Underground Atlanta, which was purchased in 2020 by Lalani Ventures, spans Pryor, Central, Wall, and Alabama streets and is readying for a $150 million renovation that will also include housing.
Valdespino said the history of the area made it an ideal place to resurrect the spirit of Paris on Ponce.
“There’s an emotional connection that everyone seems to have with the Underground,” she said. “And being there physically, you’re down there with all of the fronts of these buildings that were built in the 1800s, and you still have the brick you can put your hand on. There’s a drunk tank down there from the Prohibition era. For me, there’s an ephemeral sense of history and beauty and the core of what it is to be an Atlantan.”
Credit: Courtesy of Pigalle
Credit: Courtesy of Pigalle
On a practical level, she and Englebrecht liked the ease of parking and the possibility of using the enclosed Lower Alabama Street area for larger events.
The official name for the concept is Pigalle by Paris on Ponce, and Valdespino said Pigalle’s proximity to artist and gallery spaces at Underground is an homage of sorts to her first venture with Englebrecht.
“Some of the artists were vendors of ours at Paris on Ponce, and it really does feel like that gritty, good, bubbly energy that we had on Ponce on decade ago. It wasn’t scary anymore, and it was just full of possibility. Paris on Ponce was a huge part of our lives, and Pigalle is the manifestation of what Paris on Ponce is.”

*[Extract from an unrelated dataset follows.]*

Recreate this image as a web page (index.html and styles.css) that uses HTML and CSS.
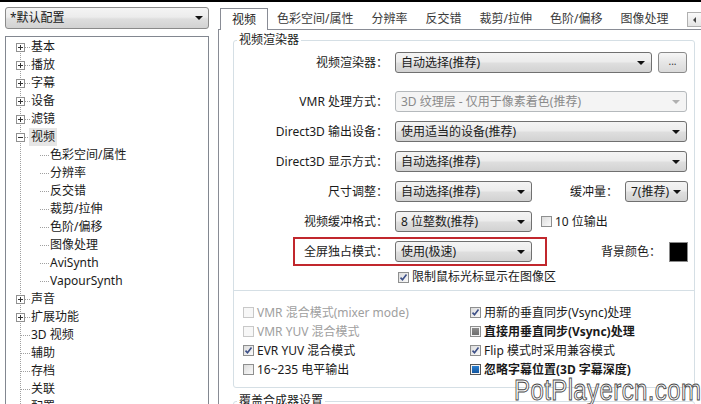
FILE: index.html
```html
<!DOCTYPE html>
<html lang="zh-CN">
<head>
  <meta charset="UTF-8" />
  <title>视频设置</title>
  <link rel="stylesheet" href="styles.css">
</head>
<body>
  <div class="frame">
    <!-- 左侧：配置 + 树 -->
    <div class="side">
      <div class="combo preset"><span>*默认配置</span></div>
      <div class="tree">
        <div class="node"><i class="box plus"></i><i class="dash"></i><span>基本</span></div>
        <div class="node"><i class="box plus"></i><i class="dash"></i><span>播放</span></div>
        <div class="node"><i class="box plus"></i><i class="dash"></i><span>字幕</span></div>
        <div class="node"><i class="box plus"></i><i class="dash"></i><span>设备</span></div>
        <div class="node"><i class="box plus"></i><i class="dash"></i><span>滤镜</span></div>
        <div class="node"><i class="box minus"></i><i class="dash"></i><span class="sel">视频</span></div>
        <div class="node child"><i class="dash"></i><span>色彩空间/属性</span></div>
        <div class="node child"><i class="dash"></i><span>分辨率</span></div>
        <div class="node child"><i class="dash"></i><span>反交错</span></div>
        <div class="node child"><i class="dash"></i><span>裁剪/拉伸</span></div>
        <div class="node child"><i class="dash"></i><span>色阶/偏移</span></div>
        <div class="node child"><i class="dash"></i><span>图像处理</span></div>
        <div class="node child"><i class="dash"></i><span>AviSynth</span></div>
        <div class="node child"><i class="dash"></i><span>VapourSynth</span></div>
        <div class="node"><i class="box plus"></i><i class="dash"></i><span>声音</span></div>
        <div class="node"><i class="box plus"></i><i class="dash"></i><span>扩展功能</span></div>
        <div class="node leaf"><i class="dash"></i><span>3D 视频</span></div>
        <div class="node leaf"><i class="dash"></i><span>辅助</span></div>
        <div class="node leaf"><i class="dash"></i><span>存档</span></div>
        <div class="node leaf"><i class="dash"></i><span>关联</span></div>
        <div class="node leaf"><i class="dash"></i><span>配置</span></div>
      </div>
    </div>

    <!-- 右侧：选项卡 -->
    <div class="main">
      <div class="tabs">
        <div class="tab on">视频</div>
        <div class="tab">色彩空间/属性</div>
        <div class="tab">分辨率</div>
        <div class="tab">反交错</div>
        <div class="tab">裁剪/拉伸</div>
        <div class="tab">色阶/偏移</div>
        <div class="tab">图像处理</div>
        <div class="tab-scroll"><i></i></div>
      </div>

      <div class="page">
        <fieldset class="group">
          <legend>视频渲染器</legend>

          <div class="row first">
            <div class="label">视频渲染器：</div>
            <div class="combo w-wide"><span>自动选择(推荐)</span></div>
            <div class="btn">...</div>
          </div>
          <div class="row">
            <div class="label">VMR 处理方式：</div>
            <div class="combo off w-full"><span>3D 纹理层 - 仅用于像素着色(推荐)</span></div>
          </div>
          <div class="row">
            <div class="label">Direct3D 输出设备：</div>
            <div class="combo w-full"><span>使用适当的设备(推荐)</span></div>
          </div>
          <div class="row">
            <div class="label">Direct3D 显示方式：</div>
            <div class="combo w-full"><span>自动选择(推荐)</span></div>
          </div>
          <div class="row">
            <div class="label">尺寸调整：</div>
            <div class="combo w-mid"><span>自动选择(推荐)</span></div>
            <div class="label-r">缓冲量：</div>
            <div class="combo w-small"><span>7(推荐)</span></div>
          </div>
          <div class="row">
            <div class="label">视频缓冲格式：</div>
            <div class="combo w-mid"><span>8 位整数(推荐)</span></div>
            <label class="check after-combo"><span class="cb"></span>10 位输出</label>
          </div>
          <div class="row marked">
            <div class="label">全屏独占模式：</div>
            <div class="combo w-mid"><span>使用(极速)</span></div>
            <div class="label-r">背景颜色：</div>
            <div class="swatch"></div>
            <div class="mark"></div>
          </div>
          <div class="row sub">
            <label class="check"><span class="cb"><svg viewBox="0 0 9 9"><path d="M1.5 4.6l2 2.2 4-5.2"/></svg></span>限制鼠标光标显示在图像区</label>
          </div>

          <div class="checks">
            <label class="check dis"><span class="cb"></span>VMR 混合模式(mixer mode)</label>
            <label class="check"><span class="cb"><svg viewBox="0 0 9 9"><path d="M1.5 4.6l2 2.2 4-5.2"/></svg></span>用新的垂直同步(Vsync)处理</label>
            <label class="check dis"><span class="cb"></span>VMR YUV 混合模式</label>
            <label class="check bold"><span class="cb mix"></span>直接用垂直同步(Vsync)处理</label>
            <label class="check"><span class="cb"><svg viewBox="0 0 9 9"><path d="M1.5 4.6l2 2.2 4-5.2"/></svg></span>EVR YUV 混合模式</label>
            <label class="check"><span class="cb"><svg viewBox="0 0 9 9"><path d="M1.5 4.6l2 2.2 4-5.2"/></svg></span>Flip 模式时采用兼容模式</label>
            <label class="check"><span class="cb"></span>16~235 电平输出</label>
            <label class="check bold"><span class="cb mix blue"></span>忽略字幕位置(3D 字幕深度)</label>
          </div>
        </fieldset>

        <fieldset class="group next">
          <legend>覆盖合成器设置</legend>
        </fieldset>
      </div>
    </div>

    <div class="watermark">PotPlayercn.com</div>
  </div>
</body>
</html>
```

FILE: styles.css
```css
* {
  box-sizing: border-box;
  margin: 0;
  padding: 0;
}
body {
  font-family: "Noto Sans", "Noto Sans CJK SC", sans-serif;
  font-size: 12px;
  line-height: 16px;
  color: #1a1a1a;
  background: #fff;
  width: 701px;
  height: 404px;
  overflow: hidden;
}
/* 整体窗口 */
.frame {
  position: relative;
  display: flex;
  height: 404px;
  overflow: hidden;
  border-top: 2px solid #000;
}
/* 左侧 */
.side {
  width: 209px;
  padding: 5px 0 0 5px;
  flex-shrink: 0;
}
/* 下拉框通用 */
.combo {
  display: flex;
  align-items: center;
  height: 21px;
  border: 1px solid #707070;
  border-radius: 3px;
  background: linear-gradient(#f4f4f4, #ececec 45%, #dedede 55%, #d2d2d2);
  padding: 0 6px 0 5px;
  white-space: nowrap;
  flex-shrink: 0;
}
.combo::after {
  content: '';
  margin-left: auto;
  border-left: 4px solid transparent;
  border-right: 4px solid transparent;
  border-top: 4px solid #111;
}
.combo.off {
  background: #f4f4f4;
  border-color: #b5b9bc;
  color: #8a8a8a;
}
.combo.off::after {
  border-top-color: #b0b0b0;
}
.preset {
  width: 204px;
  height: 22px;
  padding-left: 4px;
  padding-right: 5px;
  border-color: #8a8a8a;
}
/* 树 */
.tree {
  margin-top: 7px;
  width: 204px;
  height: 380px;
  border: 1px solid #828790;
  padding-top: 1px;
  background: repeating-linear-gradient(#a0a0a0 0 1px, transparent 1px 2px) 14px 10px / 1px 100% no-repeat;
}
.node {
  display: flex;
  align-items: center;
  height: 18px;
  white-space: nowrap;
}
.box {
  width: 9px;
  height: 9px;
  margin-left: 10px;
  border: 1px solid #919191;
  flex-shrink: 0;
}
.box.plus {
  background:
    linear-gradient(#333, #333) center / 5px 1px no-repeat,
    linear-gradient(#333, #333) center / 1px 5px no-repeat,
    #fff;
}
.box.minus {
  background: linear-gradient(#333, #333) center / 5px 1px no-repeat, #fff;
}
.dash {
  width: 5px;
  height: 1px;
  margin-right: 1px;
  background: repeating-linear-gradient(to right, #a0a0a0 0 1px, transparent 1px 2px);
}
.leaf .dash {
  margin-left: 15px;
  width: 9px;
}
.child .dash {
  margin-left: 34px;
  width: 9px;
}
.sel {
  background: #e6e6e6;
  padding: 1px 2px;
  margin-left: -2px;
}
/* 右侧 */
.main {
  margin-left: 9px;
  flex: 1;
  padding-top: 6px;
  min-width: 0;
}
.tabs {
  display: flex;
  align-items: flex-end;
  height: 21px;
  padding-left: 2px;
  white-space: nowrap;
}
.tab {
  padding: 0 9px;
  line-height: 20px;
  color: #3a3a3a;
}
.tab.on {
  padding: 1px 11px 0;
  height: 22px;
  margin-bottom: -1px;
  border: 1px solid #898c95;
  border-bottom: none;
  background: #fff;
  color: #1a1a1a;
  position: relative;
  z-index: 1;
}
.tab-scroll {
  margin-left: auto;
  margin-bottom: 2px;
  width: 14px;
  height: 15px;
  border: 1px solid #b0b0b0;
  border-right: none;
  background: linear-gradient(#fafafa, #e4e4e4);
  display: flex;
  align-items: center;
  justify-content: center;
}
.tab-scroll i {
  border-top: 3px solid transparent;
  border-bottom: 3px solid transparent;
  border-right: 3px solid #444;
}
.page {
  border-top: 1px solid #898c95;
  border-left: 1px solid #898c95;
  padding: 2px 0 0 14px;
  height: 400px;
}
/* 分组框 */
.group {
  width: 462px;
  border: 1px solid #d5dfe5;
  border-radius: 3px;
  padding: 4px 0 8px;
  min-inline-size: 0;
}
.group legend {
  margin-left: 3px;
  padding: 0 2px;
  line-height: 16px;
}
.group.next {
  margin-top: 5px;
  height: 40px;
}
/* 表单行 */
.row {
  display: flex;
  align-items: center;
  height: 21px;
  margin-bottom: 9px;
  padding-right: 6px;
  white-space: nowrap;
}
.row.first {
  margin-bottom: 18px;
}
.label {
  width: 154px;
  text-align: right;
  margin-right: 7px;
  flex-shrink: 0;
}
.label-r {
  margin-left: auto;
  margin-right: 7px;
}
.marked .label-r {
  margin-right: 8px;
}
.w-full { width: 292px; }
.w-wide { width: 257px; }
.w-mid { width: 137px; }
.w-small { width: 63px; }
.btn {
  width: 29px;
  height: 21px;
  margin-left: 6px;
  border: 1px solid #8a8a8a;
  border-radius: 3px;
  background: linear-gradient(#f6f6f6, #e6e6e6 50%, #dadada);
  font-size: 10px;
  line-height: 16px;
  color: #333;
  text-align: center;
}
.swatch {
  width: 19px;
  height: 20px;
  border: 1px solid #8a8a8a;
  background: #000;
}
/* 红框标注 */
.marked {
  position: relative;
}
.mark {
  position: absolute;
  left: 59px;
  top: -4px;
  width: 254px;
  height: 29px;
  border: 2px solid #c1272d;
}
.row.sub {
  height: 12px;
  padding-left: 164px;
  margin-bottom: 7px;
}
/* 复选框 */
.check {
  display: flex;
  align-items: center;
  white-space: nowrap;
}
.cb {
  width: 11px;
  height: 11px;
  margin-right: 3px;
  border: 1px solid #8e8f8f;
  background: linear-gradient(135deg, #dcdcdc, #fafafa);
  display: flex;
  align-items: center;
  justify-content: center;
  flex-shrink: 0;
}
.cb svg {
  width: 9px;
  height: 9px;
}
.cb path {
  fill: none;
  stroke: #3c4f87;
  stroke-width: 1.6;
}
.cb.mix {
  background: linear-gradient(#8c8c8c, #6e6e6e) center / 7px 7px no-repeat, #f4f4f4;
}
.cb.mix.blue {
  border-color: #555;
  background: linear-gradient(#2a7fd0, #13559e) center / 7px 7px no-repeat, #f4f4f4;
}
.check.dis {
  color: #a0a0a0;
}
.check.dis .cb {
  border-color: #c8c8c8;
  background: #f7f7f7;
}
.check.bold {
  font-weight: bold;
}
.after-combo {
  margin-left: 9px;
}
.checks {
  border-top: 1px solid #d5dfe5;
  padding: 12px 0 0 9px;
  display: grid;
  grid-template-columns: 227px 1fr;
  grid-auto-rows: 19px;
}
/* 水印 */
.watermark {
  position: absolute;
  left: 514px;
  top: 374px;
  font-family: "Liberation Sans", sans-serif;
  font-size: 24px;
  line-height: 24px;
  letter-spacing: 0.4px;
  color: #fff;
  -webkit-text-stroke: 0.8px #4a4a4a;
  transform: scaleY(1.2);
  transform-origin: top left;
  white-space: nowrap;
}
```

Underground Atlanta is already home to several event and performance spaces including Masquerade live music venue; Future Showbar and Restaurant, a 14,000-square-foot, two-story LGBTQ restaurant and bar; and Atlanta Comedy Theater at Kenny’s Alley, as well as food and beverage concepts like Dancing Crepes from Yandy Smith-Harris, who also owns YELLE Beauty in Underground; a brick-and-mortar location of Dolo’s Pizza; Daiquiriville, a 2,200-square-foot indoor/outdoor restaurant and bar with karaoke and other entertainment; and iScream Ice Cream ice cream parlor.
Nightclub MJQ is set to relocate to Underground Atlanta from its current location on Ponce de Leon Avenue by the end of the year.